April 20th ( to El Rosario)

It was a short drive to El Rosario where we ate a fantastic late breakfast at Mama Espinoza's. We secured a room for the night and went to work with the usual hotel chores (laundry, showers, charging electronics, and jumping onto the Internet, if available, to send data).

Punta Baja is a short 16-mile drive from town so we thought we would head out there and see what we could find. On the way, I stopped abruptly to watch a meter-long gopher snake cross the road. JT didn't see me in time and crashed. Thankfully, there was no damage to the bikes or to JT. He just tumbled over the handlebars and onto the soft dirt of the roadway.

While we were righting his bike, we were also attempting to wave the traffic away from the snake in the road. All said and done, JT did get some footage of the snake, but not until after it was run over once, then twice. In total, four cars ran over the snake and no one really seemed to care.
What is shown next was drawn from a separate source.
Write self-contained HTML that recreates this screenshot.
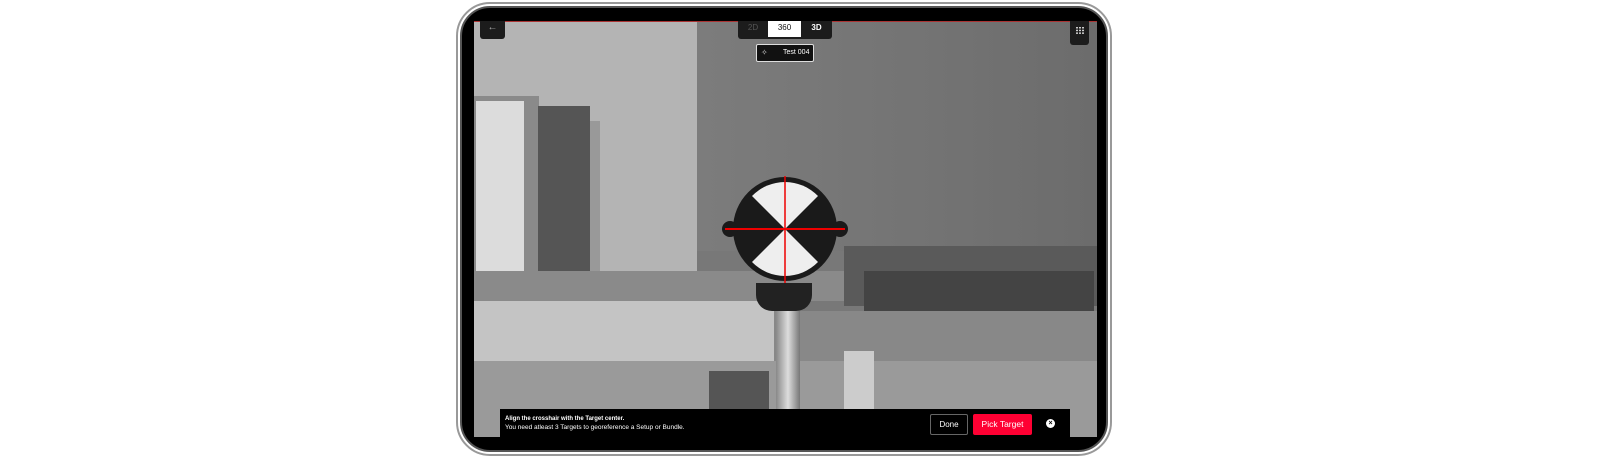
<!DOCTYPE html>
<html><head><style>
body{margin:0;width:1600px;height:465px;background:#fff;position:relative;overflow:hidden;font-family:"Liberation Sans",sans-serif}
div{position:absolute;box-sizing:border-box}
</style></head><body>
<div style="left:456px;top:2px;width:656px;height:454px;border-radius:34px;border:2px solid #999;background:#fff"></div>
<div style="left:460px;top:6px;width:648px;height:446px;border-radius:30px;border:2px solid #555;background:#000"></div>
<div style="left:474px;top:21px;width:623px;height:416px;overflow:hidden;background:#787878">
 <div style="left:0;top:0;width:223px;height:260px;background:#b4b4b4"></div>
 <div style="left:223px;top:0;width:400px;height:230px;background:linear-gradient(90deg,#7c7c7c,#737373 60%,#6c6c6c)"></div>
 <div style="left:0;top:75px;width:65px;height:180px;background:#8a8a8a"></div>
 <div style="left:2px;top:80px;width:48px;height:170px;background:#dcdcdc"></div>
 <div style="left:64px;top:85px;width:52px;height:170px;background:#555"></div>
 <div style="left:116px;top:100px;width:10px;height:150px;background:#999"></div>
 <div style="left:0;top:250px;width:623px;height:30px;background:#8a8a8a"></div>
 <div style="left:370px;top:225px;width:253px;height:60px;background:#5a5a5a"></div>
 <div style="left:390px;top:250px;width:230px;height:40px;background:#444"></div>
 <div style="left:0;top:280px;width:300px;height:60px;background:#c4c4c4"></div>
 <div style="left:300px;top:290px;width:323px;height:60px;background:#888"></div>
 <div style="left:0;top:340px;width:623px;height:76px;background:#9a9a9a"></div>
 <div style="left:235px;top:350px;width:60px;height:66px;background:#555"></div>
 <div style="left:370px;top:330px;width:30px;height:86px;background:#ccc"></div>
 <div style="left:302px;top:285px;width:24px;height:131px;background:linear-gradient(90deg,#888,#ddd,#777)"></div>
 <div style="left:282px;top:262px;width:56px;height:28px;background:#222;border-radius:0 0 16px 16px"></div>
 <svg style="position:absolute;left:240px;top:150px" width="140" height="120" viewBox="0 0 140 120">
  <circle cx="71" cy="58" r="52" fill="#1a1a1a"/>
  <circle cx="16" cy="58" r="8" fill="#1a1a1a"/><circle cx="126" cy="58" r="8" fill="#1a1a1a"/>
  <path d="M71 58 L38 25 A46 46 0 0 1 104 25 Z" fill="#eee"/>
  <path d="M71 58 L38 91 A46 46 0 0 0 104 91 Z" fill="#eee"/>
  <line x1="11" y1="58" x2="131" y2="58" stroke="#e00" stroke-width="2"/>
  <line x1="71" y1="5" x2="71" y2="112" stroke="#e00" stroke-width="1.5"/>
 </svg>
</div>
<div style="left:474px;top:21px;width:623px;height:1px;background:#a33"></div>
<div style="left:480px;top:21px;width:25px;height:18px;background:#1c1c1c;border-radius:0 0 3px 3px;color:#aaa;font-size:10px;text-align:center;line-height:14px">←</div>
<div style="left:738px;top:21px;width:94px;height:18px;background:#1c1c1c;border-radius:0 0 3px 3px"></div>
<div style="left:738px;top:21px;width:30px;height:18px;color:#555;font-size:8px;text-align:center;line-height:14px">2D</div>
<div style="left:768px;top:21px;width:33px;height:16px;background:#fff;color:#111;font-size:8px;text-align:center;line-height:13px">360</div>
<div style="left:801px;top:21px;width:31px;height:18px;color:#fff;font-size:8px;font-weight:bold;text-align:center;line-height:14px">3D</div>
<div style="left:756px;top:44px;width:58px;height:18px;background:#111;border:1px solid #ddd;border-radius:2px;color:#fff;font-size:7px;line-height:15px;padding-left:26px">Test 004</div>
<div style="left:761px;top:48px;color:#ccc;font-size:8px">✧</div>
<div style="left:1070px;top:21px;width:19px;height:24px;background:#1c1c1c;border-radius:0 0 3px 3px"></div>
<svg style="position:absolute;left:1076px;top:27px" width="8" height="7"><g fill="#ccc"><rect x="0" y="0" width="2" height="1.5"/><rect x="3" y="0" width="2" height="1.5"/><rect x="6" y="0" width="2" height="1.5"/><rect x="0" y="2.7" width="2" height="1.5"/><rect x="3" y="2.7" width="2" height="1.5"/><rect x="6" y="2.7" width="2" height="1.5"/><rect x="0" y="5.4" width="2" height="1.5"/><rect x="3" y="5.4" width="2" height="1.5"/><rect x="6" y="5.4" width="2" height="1.5"/></g></svg>
<div style="left:500px;top:409px;width:570px;height:28px;background:#000"></div>
<div style="left:505px;top:416px;color:#fff;font-size:6px;font-weight:bold">Align the crosshair with the Target center.</div>
<div style="left:505px;top:424px;color:#fff;font-size:6.5px">You need atleast 3 Targets to georeference a Setup or Bundle.</div>
<div style="left:930px;top:414px;width:38px;height:21px;border:1px solid #666;border-radius:2px;color:#fff;font-size:8px;text-align:center;line-height:19px">Done</div>
<div style="left:973px;top:414px;width:59px;height:21px;background:#ff0033;border-radius:2px;color:#fff;font-size:8.5px;text-align:center;line-height:21px">Pick Target</div>
<div style="left:1046px;top:419px;width:9px;height:9px;border-radius:50%;background:#fff;color:#000;font-size:7px;text-align:center;line-height:9px;font-weight:bold">×</div>
</body></html>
"The Devil's Road" Main Expedition, Day 52

April 19th (Guerrero Negro to a desert camp)

I had heard, some time ago, about an attempt to breed and set free the Baja Pronghorn Antelope. These majestic animals once roamed the peninsula in great numbers. By 1905, Nelson and Goldman were only able to find a few hoof prints, but no animals. We arrived at the facility unannounced and asked to film the animals. We were met with opposition, and insistence that protocols and permits were necessary and we were not allowed to film the animals. Disappointed, we took a few still photos and drove back out to the highway.

We were about 40 km from Punta Prieta when we passed a driver in a car heading south that frantically waved his arm and flashed his lights at us. We slowed as we rounded the curve and came face to face with a pickup truck in the ditch next to the road. Several passersby were helping the driver of the truck. His name was Neville and it appeared he had suffered a shoulder injury. I went into fireman mode while JT did his best to film the scene.

The police showed up shortly and went about trying to get all the information they needed for their reports and told me the ambulance was coming from Guerrero Negro and may take an hour. JT and I did our best to help Neville with gathering his stuff, making a list of valuable items, and securing his personal affects. He was very lucky that he was driving a newer Ford truck with airbags and was wearing his seatbelt. He said he swerved to avoid a pothole in the road!

With daylight slipping by, we found the perfect camp and quickly set about to stage our next shoot. Nelson documented how they would set up or take down their camp at night by setting fire to several dead yucca or agave plants. This would give them up to an hour worth of light. We recreated that very same situation with several dead agave plants. JT was pleased with the outcome. I, of course, was pleased to light something on fire!